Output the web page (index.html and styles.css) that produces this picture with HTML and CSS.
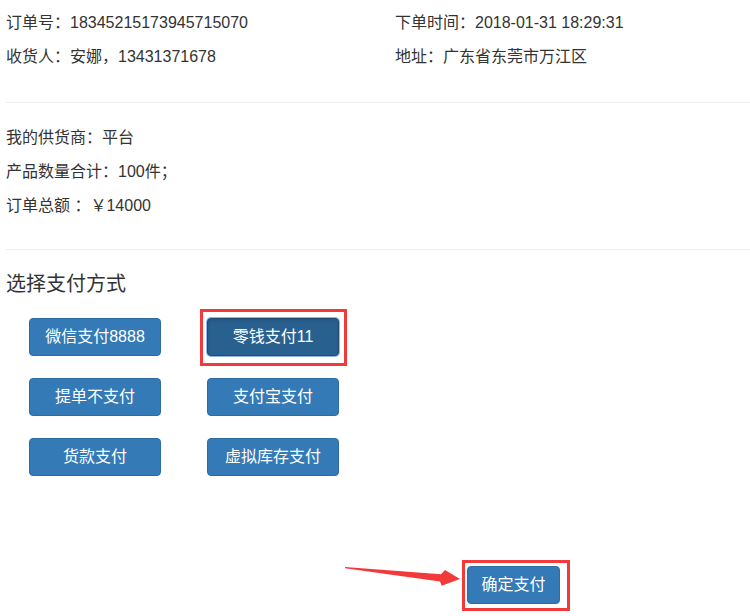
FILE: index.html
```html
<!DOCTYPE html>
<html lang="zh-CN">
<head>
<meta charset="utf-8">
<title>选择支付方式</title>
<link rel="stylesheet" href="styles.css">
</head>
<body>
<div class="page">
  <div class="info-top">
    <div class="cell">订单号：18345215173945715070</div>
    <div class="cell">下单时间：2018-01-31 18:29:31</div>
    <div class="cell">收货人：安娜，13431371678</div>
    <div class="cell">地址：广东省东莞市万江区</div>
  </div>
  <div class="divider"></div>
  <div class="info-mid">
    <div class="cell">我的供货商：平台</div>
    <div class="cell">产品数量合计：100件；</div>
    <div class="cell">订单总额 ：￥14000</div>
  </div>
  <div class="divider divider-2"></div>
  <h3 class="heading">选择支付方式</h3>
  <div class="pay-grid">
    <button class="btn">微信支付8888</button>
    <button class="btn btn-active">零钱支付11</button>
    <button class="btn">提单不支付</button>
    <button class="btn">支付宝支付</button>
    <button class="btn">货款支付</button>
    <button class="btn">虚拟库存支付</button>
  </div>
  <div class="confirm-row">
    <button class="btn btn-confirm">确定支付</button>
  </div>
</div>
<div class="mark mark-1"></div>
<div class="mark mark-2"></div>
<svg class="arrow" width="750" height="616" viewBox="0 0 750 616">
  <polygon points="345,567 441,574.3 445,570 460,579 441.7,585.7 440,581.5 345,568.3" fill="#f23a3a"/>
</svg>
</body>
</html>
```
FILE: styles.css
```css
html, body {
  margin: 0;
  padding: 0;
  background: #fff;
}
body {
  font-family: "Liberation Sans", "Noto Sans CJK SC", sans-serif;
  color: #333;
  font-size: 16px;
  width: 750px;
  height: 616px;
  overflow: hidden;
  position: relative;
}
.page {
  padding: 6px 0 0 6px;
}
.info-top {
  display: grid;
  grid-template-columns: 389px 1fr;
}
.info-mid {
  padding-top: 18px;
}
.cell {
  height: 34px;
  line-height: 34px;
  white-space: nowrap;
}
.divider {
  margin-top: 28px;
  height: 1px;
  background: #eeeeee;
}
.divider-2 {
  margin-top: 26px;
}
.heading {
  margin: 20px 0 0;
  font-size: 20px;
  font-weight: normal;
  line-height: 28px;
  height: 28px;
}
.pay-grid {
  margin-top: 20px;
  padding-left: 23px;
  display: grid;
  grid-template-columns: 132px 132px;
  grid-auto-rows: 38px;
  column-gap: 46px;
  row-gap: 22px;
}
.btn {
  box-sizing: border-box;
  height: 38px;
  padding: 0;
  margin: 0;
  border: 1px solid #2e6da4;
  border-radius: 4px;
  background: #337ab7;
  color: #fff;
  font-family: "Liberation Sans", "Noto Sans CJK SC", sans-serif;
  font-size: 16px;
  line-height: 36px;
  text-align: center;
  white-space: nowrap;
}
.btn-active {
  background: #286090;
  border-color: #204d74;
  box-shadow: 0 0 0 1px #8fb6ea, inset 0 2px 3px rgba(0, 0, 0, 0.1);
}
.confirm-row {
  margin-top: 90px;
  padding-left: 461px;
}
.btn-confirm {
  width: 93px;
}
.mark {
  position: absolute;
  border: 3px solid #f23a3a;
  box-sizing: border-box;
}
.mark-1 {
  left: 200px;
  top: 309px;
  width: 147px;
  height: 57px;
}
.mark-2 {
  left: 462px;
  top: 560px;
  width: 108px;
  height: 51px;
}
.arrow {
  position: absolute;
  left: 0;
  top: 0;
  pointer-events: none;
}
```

INSTRUCTIONS FOR THE TASK
Quote the listing above in full, except for the pictures.

FINAL RESULT
Output the web page (index.html and styles.css) that produces this picture with HTML and CSS.
FILE: index.html
```html
<!DOCTYPE html>
<html lang="zh-CN">
<head>
<meta charset="utf-8">
<title>选择支付方式</title>
<link rel="stylesheet" href="styles.css">
</head>
<body>
<div class="page">
  <div class="info-top">
    <div class="cell">订单号：18345215173945715070</div>
    <div class="cell">下单时间：2018-01-31 18:29:31</div>
    <div class="cell">收货人：安娜，13431371678</div>
    <div class="cell">地址：广东省东莞市万江区</div>
  </div>
  <div class="divider"></div>
  <div class="info-mid">
    <div class="cell">我的供货商：平台</div>
    <div class="cell">产品数量合计：100件；</div>
    <div class="cell">订单总额 ：￥14000</div>
  </div>
  <div class="divider divider-2"></div>
  <h3 class="heading">选择支付方式</h3>
  <div class="pay-grid">
    <button class="btn">微信支付8888</button>
    <button class="btn btn-active">零钱支付11</button>
    <button class="btn">提单不支付</button>
    <button class="btn">支付宝支付</button>
    <button class="btn">货款支付</button>
    <button class="btn">虚拟库存支付</button>
  </div>
  <div class="confirm-row">
    <button class="btn btn-confirm">确定支付</button>
  </div>
</div>
<div class="mark mark-1"></div>
<div class="mark mark-2"></div>
<svg class="arrow" width="750" height="616" viewBox="0 0 750 616">
  <polygon points="345,567 441,574.3 445,570 460,579 441.7,585.7 440,581.5 345,568.3" fill="#f23a3a"/>
</svg>
</body>
</html>
```
FILE: styles.css
```css
html, body {
  margin: 0;
  padding: 0;
  background: #fff;
}
body {
  font-family: "Liberation Sans", "Noto Sans CJK SC", sans-serif;
  color: #333;
  font-size: 16px;
  width: 750px;
  height: 616px;
  overflow: hidden;
  position: relative;
}
.page {
  padding: 6px 0 0 6px;
}
.info-top {
  display: grid;
  grid-template-columns: 389px 1fr;
}
.info-mid {
  padding-top: 18px;
}
.cell {
  height: 34px;
  line-height: 34px;
  white-space: nowrap;
}
.divider {
  margin-top: 28px;
  height: 1px;
  background: #eeeeee;
}
.divider-2 {
  margin-top: 26px;
}
.heading {
  margin: 20px 0 0;
  font-size: 20px;
  font-weight: normal;
  line-height: 28px;
  height: 28px;
}
.pay-grid {
  margin-top: 20px;
  padding-left: 23px;
  display: grid;
  grid-template-columns: 132px 132px;
  grid-auto-rows: 38px;
  column-gap: 46px;
  row-gap: 22px;
}
.btn {
  box-sizing: border-box;
  height: 38px;
  padding: 0;
  margin: 0;
  border: 1px solid #2e6da4;
  border-radius: 4px;
  background: #337ab7;
  color: #fff;
  font-family: "Liberation Sans", "Noto Sans CJK SC", sans-serif;
  font-size: 16px;
  line-height: 36px;
  text-align: center;
  white-space: nowrap;
}
.btn-active {
  background: #286090;
  border-color: #204d74;
  box-shadow: 0 0 0 1px #8fb6ea, inset 0 2px 3px rgba(0, 0, 0, 0.1);
}
.confirm-row {
  margin-top: 90px;
  padding-left: 461px;
}
.btn-confirm {
  width: 93px;
}
.mark {
  position: absolute;
  border: 3px solid #f23a3a;
  box-sizing: border-box;
}
.mark-1 {
  left: 200px;
  top: 309px;
  width: 147px;
  height: 57px;
}
.mark-2 {
  left: 462px;
  top: 560px;
  width: 108px;
  height: 51px;
}
.arrow {
  position: absolute;
  left: 0;
  top: 0;
  pointer-events: none;
}
```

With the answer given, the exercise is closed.